Mariner 9, the first spacecraft to orbit a planet other than Earth, travelled to Mars and returned images of the surface, including this one of a Martian shield volcano. The craft’s wide-angle and telephoto lenses captured the summit crater and grooves of the volcano. Experts think the grooves likely resulted from subsurface magma flows, according to NASA.

Mariner 9, the first spacecraft to orbit another planet, arrived at Mars on Nov. 14, 1971, and returned remarkable images of the surface.
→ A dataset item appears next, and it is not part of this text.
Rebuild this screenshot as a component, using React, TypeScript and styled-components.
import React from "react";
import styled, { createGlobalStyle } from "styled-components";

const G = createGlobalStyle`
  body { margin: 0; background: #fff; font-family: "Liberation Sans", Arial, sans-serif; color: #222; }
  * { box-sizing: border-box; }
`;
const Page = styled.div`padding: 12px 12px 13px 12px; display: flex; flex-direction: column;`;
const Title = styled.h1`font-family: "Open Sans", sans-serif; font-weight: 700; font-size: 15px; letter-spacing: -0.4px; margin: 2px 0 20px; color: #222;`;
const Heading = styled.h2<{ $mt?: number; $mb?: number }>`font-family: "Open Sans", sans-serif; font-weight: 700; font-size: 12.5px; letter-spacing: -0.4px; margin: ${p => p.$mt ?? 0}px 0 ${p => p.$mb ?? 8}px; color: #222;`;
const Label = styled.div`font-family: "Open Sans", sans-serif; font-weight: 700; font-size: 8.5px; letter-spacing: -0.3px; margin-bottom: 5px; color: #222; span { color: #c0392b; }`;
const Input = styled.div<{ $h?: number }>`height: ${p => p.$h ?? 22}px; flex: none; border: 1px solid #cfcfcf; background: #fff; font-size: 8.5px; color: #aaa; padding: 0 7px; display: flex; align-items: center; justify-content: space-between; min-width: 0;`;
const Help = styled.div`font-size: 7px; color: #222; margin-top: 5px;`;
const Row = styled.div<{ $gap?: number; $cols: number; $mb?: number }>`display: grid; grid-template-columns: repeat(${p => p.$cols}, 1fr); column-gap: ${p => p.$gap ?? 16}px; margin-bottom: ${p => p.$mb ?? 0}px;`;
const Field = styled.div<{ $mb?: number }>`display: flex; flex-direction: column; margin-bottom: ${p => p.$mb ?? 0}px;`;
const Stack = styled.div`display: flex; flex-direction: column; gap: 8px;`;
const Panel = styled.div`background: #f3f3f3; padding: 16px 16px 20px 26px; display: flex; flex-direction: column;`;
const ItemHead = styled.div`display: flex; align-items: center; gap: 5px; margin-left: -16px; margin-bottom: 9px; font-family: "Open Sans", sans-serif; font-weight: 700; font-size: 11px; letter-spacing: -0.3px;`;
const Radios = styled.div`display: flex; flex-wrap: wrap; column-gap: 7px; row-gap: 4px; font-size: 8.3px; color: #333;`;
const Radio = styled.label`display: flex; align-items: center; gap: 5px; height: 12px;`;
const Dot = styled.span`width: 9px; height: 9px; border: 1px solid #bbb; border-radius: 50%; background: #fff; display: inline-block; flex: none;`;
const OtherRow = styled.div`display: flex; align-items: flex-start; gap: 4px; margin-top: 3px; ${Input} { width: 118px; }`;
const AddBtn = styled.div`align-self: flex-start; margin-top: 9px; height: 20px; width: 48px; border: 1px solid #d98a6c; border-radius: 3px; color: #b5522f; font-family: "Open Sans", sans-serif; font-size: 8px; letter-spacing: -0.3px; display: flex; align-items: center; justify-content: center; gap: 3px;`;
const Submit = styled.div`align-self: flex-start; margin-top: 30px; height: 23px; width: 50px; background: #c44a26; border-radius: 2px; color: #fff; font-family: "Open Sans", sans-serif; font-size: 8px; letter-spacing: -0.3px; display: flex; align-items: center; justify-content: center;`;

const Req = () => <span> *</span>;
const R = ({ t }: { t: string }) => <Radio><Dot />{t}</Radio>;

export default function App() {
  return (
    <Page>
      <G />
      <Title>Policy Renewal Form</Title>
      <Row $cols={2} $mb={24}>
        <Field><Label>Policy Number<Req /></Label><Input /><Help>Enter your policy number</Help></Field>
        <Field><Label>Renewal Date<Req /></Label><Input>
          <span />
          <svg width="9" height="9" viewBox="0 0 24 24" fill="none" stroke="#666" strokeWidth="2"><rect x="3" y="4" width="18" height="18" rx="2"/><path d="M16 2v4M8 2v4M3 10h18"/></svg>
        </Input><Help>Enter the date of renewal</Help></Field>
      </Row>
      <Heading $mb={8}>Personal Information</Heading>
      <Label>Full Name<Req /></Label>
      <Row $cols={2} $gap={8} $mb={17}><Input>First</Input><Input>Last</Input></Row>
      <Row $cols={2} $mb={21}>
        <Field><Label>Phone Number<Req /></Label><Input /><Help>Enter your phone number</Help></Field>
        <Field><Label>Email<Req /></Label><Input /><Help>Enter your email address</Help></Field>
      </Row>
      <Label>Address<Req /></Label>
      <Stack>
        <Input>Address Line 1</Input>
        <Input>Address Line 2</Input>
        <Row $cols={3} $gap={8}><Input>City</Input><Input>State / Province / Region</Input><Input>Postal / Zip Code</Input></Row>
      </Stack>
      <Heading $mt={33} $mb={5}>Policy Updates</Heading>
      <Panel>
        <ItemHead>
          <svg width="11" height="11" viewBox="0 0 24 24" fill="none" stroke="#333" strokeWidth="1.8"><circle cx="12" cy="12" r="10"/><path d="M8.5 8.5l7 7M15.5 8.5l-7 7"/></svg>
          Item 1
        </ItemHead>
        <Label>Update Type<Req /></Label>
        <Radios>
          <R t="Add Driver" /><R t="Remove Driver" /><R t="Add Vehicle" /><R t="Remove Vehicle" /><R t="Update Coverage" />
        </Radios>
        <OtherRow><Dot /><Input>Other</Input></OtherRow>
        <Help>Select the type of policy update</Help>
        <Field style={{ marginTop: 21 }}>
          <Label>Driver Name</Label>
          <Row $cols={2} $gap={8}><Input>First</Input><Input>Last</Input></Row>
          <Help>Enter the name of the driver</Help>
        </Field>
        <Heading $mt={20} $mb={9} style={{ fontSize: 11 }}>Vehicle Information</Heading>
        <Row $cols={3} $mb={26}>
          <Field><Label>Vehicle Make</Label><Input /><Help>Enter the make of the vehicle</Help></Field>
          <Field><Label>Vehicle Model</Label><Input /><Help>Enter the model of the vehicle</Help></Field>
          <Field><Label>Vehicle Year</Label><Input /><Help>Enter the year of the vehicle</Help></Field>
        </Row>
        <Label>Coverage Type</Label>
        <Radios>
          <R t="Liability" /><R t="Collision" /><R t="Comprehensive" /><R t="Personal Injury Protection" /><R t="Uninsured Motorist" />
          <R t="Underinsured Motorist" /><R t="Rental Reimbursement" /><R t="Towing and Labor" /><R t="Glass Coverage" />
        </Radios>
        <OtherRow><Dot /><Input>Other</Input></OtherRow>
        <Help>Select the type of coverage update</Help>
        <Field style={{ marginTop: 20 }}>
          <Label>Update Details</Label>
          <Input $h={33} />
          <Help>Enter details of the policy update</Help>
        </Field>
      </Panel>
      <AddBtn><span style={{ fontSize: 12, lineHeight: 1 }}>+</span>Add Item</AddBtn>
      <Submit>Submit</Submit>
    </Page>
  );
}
This shield volcano on the Red Planet’s surface reveals a summit crater and grooves believed to be from subsurface magma flows.
Credit: NASA

Mariner 9 launched aboard an Atlas-Centaur SLV-3C booster (AC-23) on May 30, 1971 and arrived at Mars on Nov. 14, 1971.  The craft continued atmospheric studies of the Red Planet started by Mariners 6 and 7, and mapped more than 70 percent of the Martian surface.

Originally, Mariner 9 was part of a two-spacecraft mission known as Mariner Mars 71, but Mariner 8 failed to launch properly, so Mariner 9 operated with a set of combined mission objectives.
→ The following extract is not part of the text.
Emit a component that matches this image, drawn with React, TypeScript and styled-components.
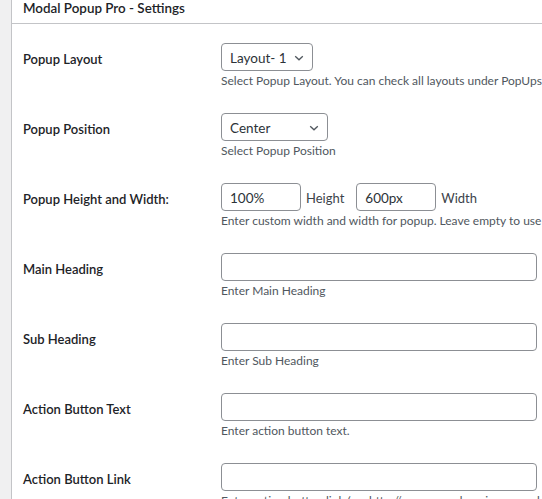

Plans to use Mariner 9 to map the surface of the Red Planet were delayed by a massive dust storm that began on Sept. 22, 1971. By the time Mariner 9 arrived  in November, only the summits of Olympus Mons and the three Tharsis volcanoes  could be seen on Mars’ surface. The storm became one of the largest global storms recorded on the Red Planet.

The storm slowed later in the month and subsided in December, and the mapping campaign began. Mariner 9 returned 54 billion bits (6.75 gigabytes) of scientific data, including more than 7,300 images of the Red Planet.

The Mariner 9 mission was terminated on Oct. 27, 1972, but the spacecraft was set into a long-lasting orbit that will eventually send the it crashing through the Martian atmosphere.